And, if you conflate these people with Wolf Blitzer's question, I think you are mis-representing the argument and position as well. Do you believe Mr. Blitzer was asking Speaker Pelosi his question on behalf of these people?


P.S. ... and incidentally, I was not aware of this photo's existance prior to its inclusion in this thread. What is the source of this photo? When and where was it taken?


----------



## michaeledward (Sep 27, 2007)

Corollary Question. 

If, as suggested in this thread, it is not possible to support reducing funding to the Department of Defense for combat zone operations, without showing a level of non-support for the troops. 

Is is true, that every American must support the independent contractors operating within the Combat Zone to the same level as received by the Department of Defense. 


Currently, The Department of State has approximately 100,000 contractors on service in the combat zone, some of which (Blackwater) are engaged in military operations. 

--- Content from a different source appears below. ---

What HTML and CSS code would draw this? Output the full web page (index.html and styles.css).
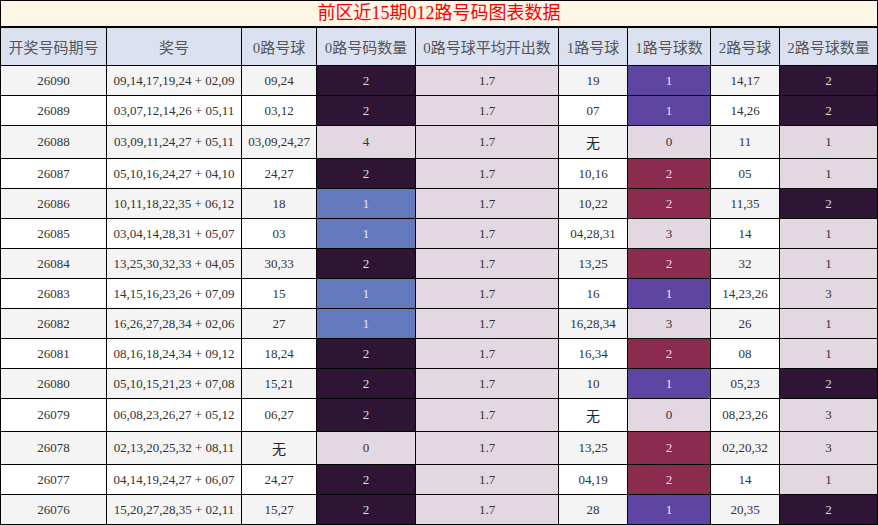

Do Blackwater Agents deserve the same support as the Military?


----------



## Sukerkin (Sep 27, 2007)

It's very hard to debate a point with someone when observations raised are reflected back in a form morphed to fit a singular vision and the underlying issue that caused the observation is not addressed.

Purity of purpose is always admirable but is not helpful for a rounded discussion that touches on something as messy and contentious as the state of global geo-politics.

Those that utilise this debating tactic here at MT, tend to write well and are generally polite (always have been to me at any rate) and I have no wish to be anything other in return.  That makes it difficult to take issue with the approach that 'America can do no wrong' without it seeming to be directly a dig at your goodselves or at best de-railing threads with side-issues.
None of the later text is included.